## Given data
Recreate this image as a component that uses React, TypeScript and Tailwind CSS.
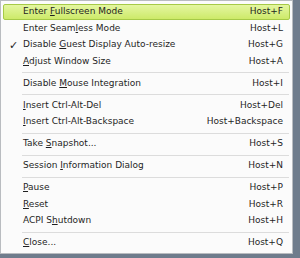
import React from 'react';

type Item = { pre: string; key: string; post: string; shortcut: string; checked?: boolean; active?: boolean };

const groups: Item[][] = [
  [
    { pre: 'Enter ', key: 'F', post: 'ullscreen Mode', shortcut: 'Host+F', active: true },
    { pre: 'Enter Seam', key: 'l', post: 'ess Mode', shortcut: 'Host+L' },
    { pre: 'Disable ', key: 'G', post: 'uest Display Auto-resize', shortcut: 'Host+G', checked: true },
    { pre: '', key: 'A', post: 'djust Window Size', shortcut: 'Host+A' },
  ],
  [{ pre: 'Disable ', key: 'M', post: 'ouse Integration', shortcut: 'Host+I' }],
  [
    { pre: '', key: 'I', post: 'nsert Ctrl-Alt-Del', shortcut: 'Host+Del' },
    { pre: '', key: 'I', post: 'nsert Ctrl-Alt-Backspace', shortcut: 'Host+Backspace' },
  ],
  [{ pre: 'Take ', key: 'S', post: 'napshot...', shortcut: 'Host+S' }],
  [{ pre: 'Session ', key: 'I', post: 'nformation Dialog', shortcut: 'Host+N' }],
  [
    { pre: '', key: 'P', post: 'ause', shortcut: 'Host+P' },
    { pre: '', key: 'R', post: 'eset', shortcut: 'Host+R' },
    { pre: 'ACPI S', key: 'h', post: 'utdown', shortcut: 'Host+H' },
  ],
  [{ pre: '', key: 'C', post: 'lose...', shortcut: 'Host+Q' }],
];

function Row({ item }: { item: Item }) {
  return (
    <div
      className={`relative flex h-[16.5px] items-center pl-[19px] pr-[6px] ${
        item.active ? 'rounded-[2px] border border-[#a6ca47] bg-gradient-to-b from-[#e4f6a0] to-[#cdea68]' : 'border border-transparent'
      }`}
    >
      <span className="absolute left-[5px] top-[0px] text-[11px]">{item.checked ? '✓' : ''}</span>
      <span className="flex-1 whitespace-nowrap">
        {item.pre}
        <span className="underline underline-offset-[1px]">{item.key}</span>
        {item.post}
      </span>
      <span className="whitespace-nowrap">{item.shortcut}</span>
    </div>
  );
}

export default function App() {
  return (
    <div className="h-[258px] w-[300px] overflow-hidden bg-[#6f7c8c]">
      <div
        className="h-[254px] w-[293px] border border-[#b9bcc0] bg-[#fbfbfb] px-[2px] pt-[2.75px] text-[9px] text-[#1f1f1f]"
        style={{ fontFamily: '"DejaVu Sans", sans-serif' }}
      >
        {groups.map((g, i) => (
          <div key={i}>
            {i > 0 && (
              <div className="flex h-[5.5px] items-center pl-[19px] pr-[1px]">
                <div className="h-px w-full bg-[#dcdcdc]" />
              </div>
            )}
            {g.map((item, j) => (
              <Row key={j} item={item} />
            ))}
          </div>
        ))}
      </div>
    </div>
  );
}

## The exercise
Repeat the listing above exactly from its first line to the line containing "string; key: string;", both included, and omit the pictures.

## Answer to this task
Recreate this image as a component that uses React, TypeScript and Tailwind CSS.
import React from 'react';

type Item = { pre: string; key: string; post: string; shortcut: string; checked?: boolean; active?: boolean };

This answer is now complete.